A delivery man taking orders at a tteokbokki store in Seoul on April 5. [YONHAP]

Dining out is becoming more and more expensive.

Cheap meals that are a must for students, harassed business people, and the broke and strapped are no exception.

In Seoul, the average price of a bowl of Kalguksu noodle soup – the ultimate budget bite – now tops 8,000 won for the first time, up 8.8% year on year.

The average bowl of naengmyeon cold noodles, popular during the summer, approach 10,000 won, up 9.7% year-on-year.

According to the Korean Consumer Agency, the prices of popular dishes, including kimchi-jjigae, bibimbap, samgyetang, samgyeopsal and jjajangmyeonare all standing.

Of the eight meals the consumer agency is monitoring closely, all were up more than 5% except for samgyeopsal and samgyetang.

The food products followed are not high-end meals but accessible and affordable meals.

As the prices tracked by the agency are averages, the actual prices paid by consumers could be higher in certain areas where commercial rents are high.

Rising food ingredient prices are considered to have played a major role. Other factors may have contributed to the sharp increases, including higher labor costs and high demands.

Many restaurants have withheld price increases for several years due to the pandemic. They are now making up for lost time.

Myeongdong Gyoja is one such restaurant.

In February, it started selling kalguksu at 10,000 won, up 1,000 won.

Michelin restaurants also raised the prices of their signature dishes by 1,000 won. A bowl of nyeongmyeon in Bongpiyang now costs 15,000 won, while Pildong Myeonok sells for 13,000 won.

According to Statistics Korea, the cost of restaurant meals rose 6.6 percent in March year on year, the fastest increase in 24 years.

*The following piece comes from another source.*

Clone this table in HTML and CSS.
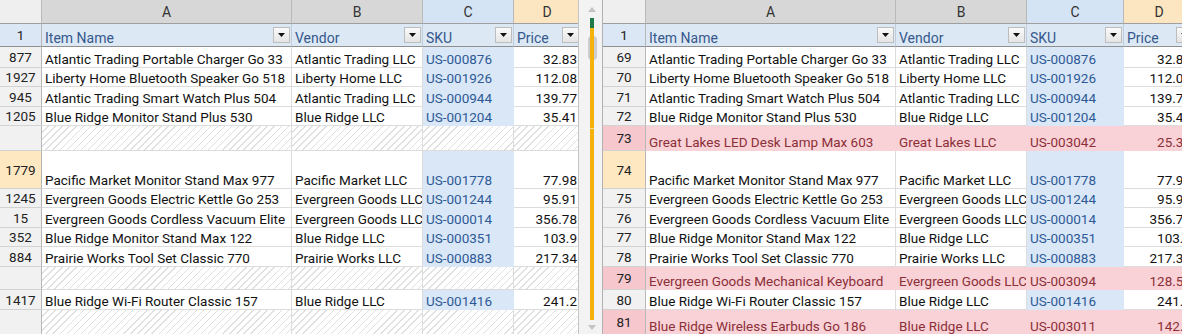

All 39 meals the statistics agency tracks are more expensive.
Galbitang is 12% more expensive, juk 11%, hamburgers 10.4% and hoe 10 percent.

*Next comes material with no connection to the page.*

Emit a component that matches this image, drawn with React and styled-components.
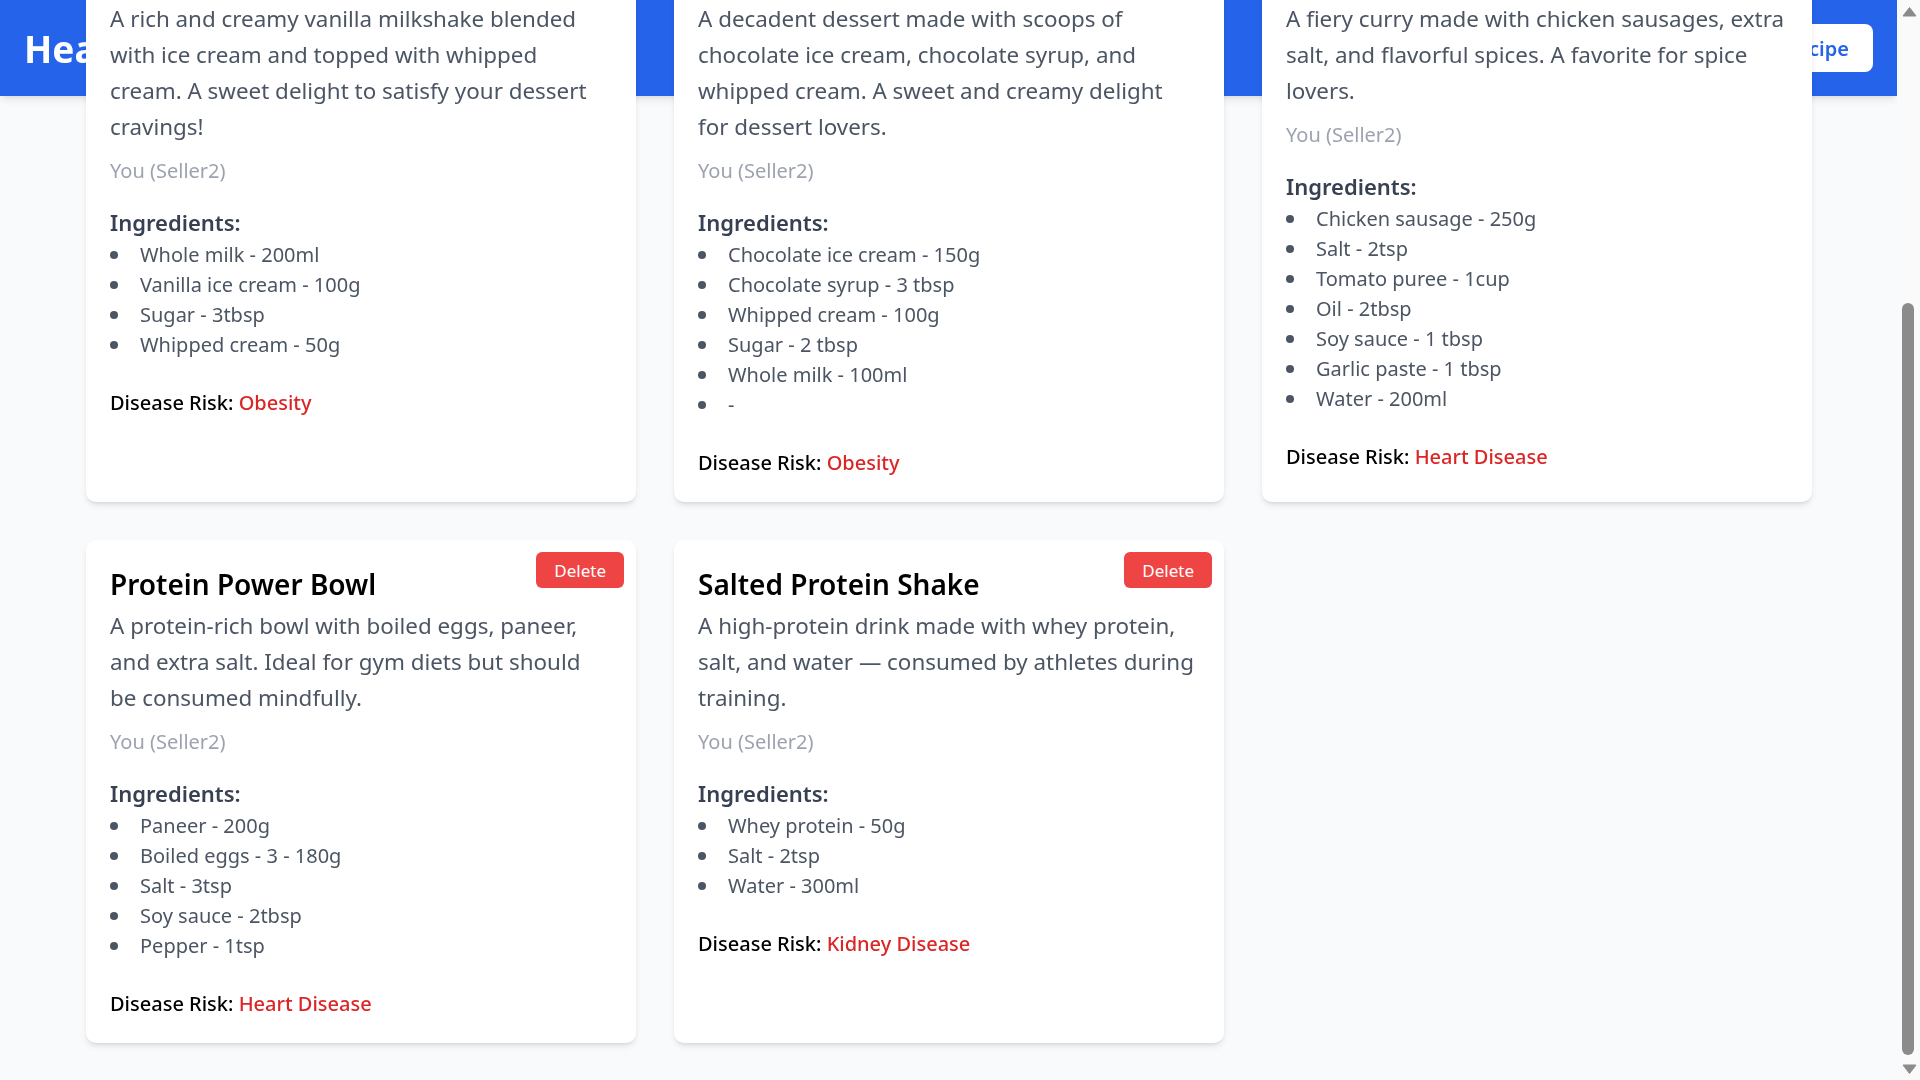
import { useLayoutEffect, useRef, useState } from 'react';
import styled, { createGlobalStyle } from 'styled-components';

const recipes = [
  {
    id: 1,
    title: 'Vanilla Milkshake',
    lines: [
      'A rich and creamy vanilla milkshake blended',
      'with ice cream and topped with whipped',
      'cream. A sweet delight to satisfy your dessert',
      'cravings!',
    ],
    ingredients: [
      ['Whole milk', '200ml'],
      ['Vanilla ice cream', '100g'],
      ['Sugar', '3tbsp'],
      ['Whipped cream', '50g'],
    ],
    risk: 'Obesity',
  },
  {
    id: 2,
    title: 'Chocolate Sundae',
    lines: [
      'A decadent dessert made with scoops of',
      'chocolate ice cream, chocolate syrup, and',
      'whipped cream. A sweet and creamy delight',
      'for dessert lovers.',
    ],
    ingredients: [
      ['Chocolate ice cream', '150g'],
      ['Chocolate syrup', '3 tbsp'],
      ['Whipped cream', '100g'],
      ['Sugar', '2 tbsp'],
      ['Whole milk', '100ml'],
      ['', ''],
    ],
    risk: 'Obesity',
  },
  {
    id: 3,
    title: 'Spicy Sausage Curry',
    lines: [
      'A fiery curry made with chicken sausages, extra',
      'salt, and flavorful spices. A favorite for spice',
      'lovers.',
    ],
    ingredients: [
      ['Chicken sausage', '250g'],
      ['Salt', '2tsp'],
      ['Tomato puree', '1cup'],
      ['Oil', '2tbsp'],
      ['Soy sauce', '1 tbsp'],
      ['Garlic paste', '1 tbsp'],
      ['Water', '200ml'],
    ],
    risk: 'Heart Disease',
  },
  {
    id: 4,
    title: 'Protein Power Bowl',
    lines: [
      'A protein-rich bowl with boiled eggs, paneer,',
      'and extra salt. Ideal for gym diets but should',
      'be consumed mindfully.',
    ],
    ingredients: [
      ['Paneer', '200g'],
      ['Boiled eggs - 3', '180g'],
      ['Salt', '3tsp'],
      ['Soy sauce', '2tbsp'],
      ['Pepper', '1tsp'],
    ],
    risk: 'Heart Disease',
  },
  {
    id: 5,
    title: 'Salted Protein Shake',
    lines: [
      'A high-protein drink made with whey protein,',
      'salt, and water — consumed by athletes during',
      'training.',
    ],
    ingredients: [
      ['Whey protein', '50g'],
      ['Salt', '2tsp'],
      ['Water', '300ml'],
    ],
    risk: 'Kidney Disease',
  },
];

const GlobalStyle = createGlobalStyle`
  * { box-sizing: border-box; }
  html, body { margin: 0; padding: 0; height: 100%; overflow: hidden; }
  body {
    font-family: "Noto Sans", "Open Sans", sans-serif;
    background: #f9fafb;
  }
  #root { height: 100%; }
`;

function RecipeCard({ recipe }) {
  return (
    <StyledCard>
      <StyledDelete type="button">Delete</StyledDelete>
      <StyledTitle>{recipe.title}</StyledTitle>
      <StyledDesc>
        {recipe.lines.map((line, i) => (
          <span key={i}>
            {line}
            {i < recipe.lines.length - 1 && <br />}
          </span>
        ))}
      </StyledDesc>
      <StyledSeller>You (Seller2)</StyledSeller>
      <StyledIngTitle>Ingredients:</StyledIngTitle>
      <StyledIngList>
        {recipe.ingredients.map(([name, qty], i) => (
          <li key={i}>{`${name} - ${qty}`.trim()}</li>
        ))}
      </StyledIngList>
      <StyledRisk>
        Disease Risk: <StyledRiskValue>{recipe.risk}</StyledRiskValue>
      </StyledRisk>
    </StyledCard>
  );
}

function Arrow({ down }) {
  return (
    <StyledArrowBox>
      <svg width="15" height="10" viewBox="0 0 15 10">
        <path
          d={down ? 'M1 1 H14 L7.5 9.5 Z' : 'M1 9 H14 L7.5 0.5 Z'}
          fill="#8b8b8b"
          stroke="#8b8b8b"
          strokeWidth="1"
          strokeLinejoin="round"
        />
      </svg>
    </StyledArrowBox>
  );
}

export default function App() {
  const pageRef = useRef(null);
  const trackRef = useRef(null);
  const [thumb, setThumb] = useState({ top: 0, height: 0 });

  const syncThumb = () => {
    const el = pageRef.current;
    const track = trackRef.current;
    if (!el || !track) return;
    const len = track.clientHeight - 4;
    setThumb({
      top: (el.scrollTop / el.scrollHeight) * len,
      height: (el.clientHeight / el.scrollHeight) * len,
    });
  };

  useLayoutEffect(() => {
    const el = pageRef.current;
    const toBottom = () => {
      el.scrollTop = el.scrollHeight;
      syncThumb();
    };
    toBottom();
    if (document.fonts) document.fonts.ready.then(toBottom);
  }, []);

  return (
    <StyledShell>
      <GlobalStyle />
      <StyledPage ref={pageRef} onScroll={syncThumb}>
        <StyledHeader>
          <StyledBrand>Healthy Recipes</StyledBrand>
          <StyledAddButton type="button">+ Add Recipe</StyledAddButton>
        </StyledHeader>
        <StyledMain>
          <StyledIntro>
            <StyledPageTitle>My Recipes</StyledPageTitle>
            <StyledPageSub>Recipes you have listed as Seller2</StyledPageSub>
          </StyledIntro>
          <StyledToolbar>
            <StyledSearch type="text" placeholder="Search recipes..." />
          </StyledToolbar>
          <StyledGrid>
            {recipes.map((r) => (
              <RecipeCard key={r.id} recipe={r} />
            ))}
          </StyledGrid>
        </StyledMain>
      </StyledPage>
      <StyledRail>
        <Arrow />
        <StyledTrack ref={trackRef}>
          <StyledThumb style={{ marginTop: thumb.top, height: thumb.height }} />
        </StyledTrack>
        <Arrow down />
      </StyledRail>
    </StyledShell>
  );
}

const StyledShell = styled.div`
  display: flex;
  height: 100vh;
`;

const StyledPage = styled.div`
  flex: 1;
  min-width: 0;
  overflow-y: scroll;
  background: #f9fafb;
  scrollbar-width: none;

  &::-webkit-scrollbar {
    display: none;
  }
`;

const StyledRail = styled.div`
  display: flex;
  flex-direction: column;
  width: 23px;
  flex-shrink: 0;
  background: #fafafa;
`;

const StyledArrowBox = styled.div`
  display: flex;
  align-items: center;
  justify-content: center;
  height: 23px;
  padding-left: 1px;
`;

const StyledTrack = styled.div`
  flex: 1;
  display: flex;
  flex-direction: column;
  padding: 2px 6px 2px 5px;
`;

const StyledThumb = styled.div`
  width: 12px;
  border-radius: 6px;
  background: #8b8b8b;
`;

const StyledHeader = styled.header`
  position: sticky;
  top: 0;
  height: 96px;
  display: flex;
  align-items: center;
  justify-content: space-between;
  padding: 0 24px;
  background: #2563eb;
  box-shadow: 0 5px 8px -2px rgba(0, 0, 0, 0.1), 0 2px 5px -2px rgba(0, 0, 0, 0.08);
`;

const StyledBrand = styled.h1`
  margin: 0;
  color: #ffffff;
  font-size: 37px;
  font-weight: 700;
`;

const StyledAddButton = styled.button`
  height: 48px;
  padding: 0 24px;
  border: none;
  border-radius: 8px;
  background: #ffffff;
  color: #2563eb;
  font-family: inherit;
  font-size: 20px;
  font-weight: 600;
`;

const StyledMain = styled.main`
  padding: 38px 85px 37px 86px;
`;

const StyledIntro = styled.div`
  display: flex;
  flex-direction: column;
  gap: 8px;
  margin-bottom: 38px;
`;

const StyledPageTitle = styled.h2`
  margin: 0;
  font-size: 30px;
  line-height: 45px;
  color: #1f2937;
`;

const StyledPageSub = styled.p`
  margin: 0;
  font-size: 20px;
  line-height: 30px;
  color: #6b7280;
`;

const StyledToolbar = styled.div`
  display: flex;
  margin-bottom: 28px;
`;

const StyledSearch = styled.input`
  width: 480px;
  height: 50px;
  padding: 0 18px;
  border: 1px solid #d1d5db;
  border-radius: 8px;
  font-family: inherit;
  font-size: 20px;
`;

const StyledGrid = styled.div`
  display: grid;
  grid-template-columns: repeat(3, 1fr);
  gap: 38px;
`;

const StyledCard = styled.article`
  position: relative;
  padding: 24px;
  background: #ffffff;
  border-radius: 10px;
  box-shadow: 0 4px 6px -1px rgba(0, 0, 0, 0.1), 0 2px 4px -2px rgba(0, 0, 0, 0.1);
`;

const StyledDelete = styled.button`
  position: absolute;
  top: 12px;
  right: 12px;
  height: 36px;
  padding: 0 18px;
  border: none;
  border-radius: 6px;
  background: #ef4444;
  color: #ffffff;
  font-family: inherit;
  font-size: 17px;
`;

const StyledTitle = styled.h3`
  margin: 0 0 4px;
  font-size: 28px;
  line-height: 40px;
  font-weight: 600;
  color: #000000;
`;

const StyledDesc = styled.p`
  margin: 0;
  font-size: 22.4px;
  line-height: 36px;
  color: #4b5563;
  white-space: nowrap;
`;

const StyledSeller = styled.p`
  margin: 11px 0 0;
  font-size: 20px;
  line-height: 30px;
  color: #9ca3af;
`;

const StyledIngTitle = styled.h4`
  margin: 18px 0 0;
  font-size: 22px;
  line-height: 36px;
  font-weight: 600;
  color: #374151;
`;

const StyledIngList = styled.ul`
  margin: 0;
  padding: 0;
  list-style: none;

  li {
    display: flex;
    align-items: center;
    gap: 22px;
    font-size: 20px;
    line-height: 30px;
    color: #4b5563;
  }

  li::before {
    content: '';
    flex-shrink: 0;
    width: 8px;
    height: 8px;
    border-radius: 50%;
    background: #4b5563;
  }
`;

const StyledRisk = styled.p`
  margin: 28px 0 0;
  font-size: 20px;
  line-height: 30px;
  font-weight: 500;
  color: #000000;
`;

const StyledRiskValue = styled.span`
  color: #dc2626;
`;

Cafeteria meals are 3.3% more expensive.

Beer prices increased by 3.2% and those of soju by 2.8%.

“As the economy recovers from Covid-19, more and more people want to dine out,” said Chon Sora, a researcher at the Korea Development Institute (KDI). “Rising raw material prices have also been a major reason for the rise in restaurant prices.”

Unlike grocery store prices, once a restaurant raises its prices, it’s hard to lower them.

Underlying inflationary pressures are unlikely to ease any time soon.

For the past six consecutive quarters, international grain prices have driven up prices not only of Korean food products, but also of farm animal feed.

The Korea Rural Economic Institute predicts that prices of imported grain for consumption will rise 10.4 percent in the second quarter from the first three months of the year. The price of cereals imported for livestock feed is expected to increase by 13.6 percent over the same period.

The think tank cited Russia’s invasion of Ukraine and the depreciation of the won against the dollar.

“There will likely be a further increase in the number of people dining out once the government relaxes its Covid-19 distancing regulations,” KDI’s Chon said. “As ingredient costs rise, once current inventory is depleted, costs will rise for restaurants making new purchases.”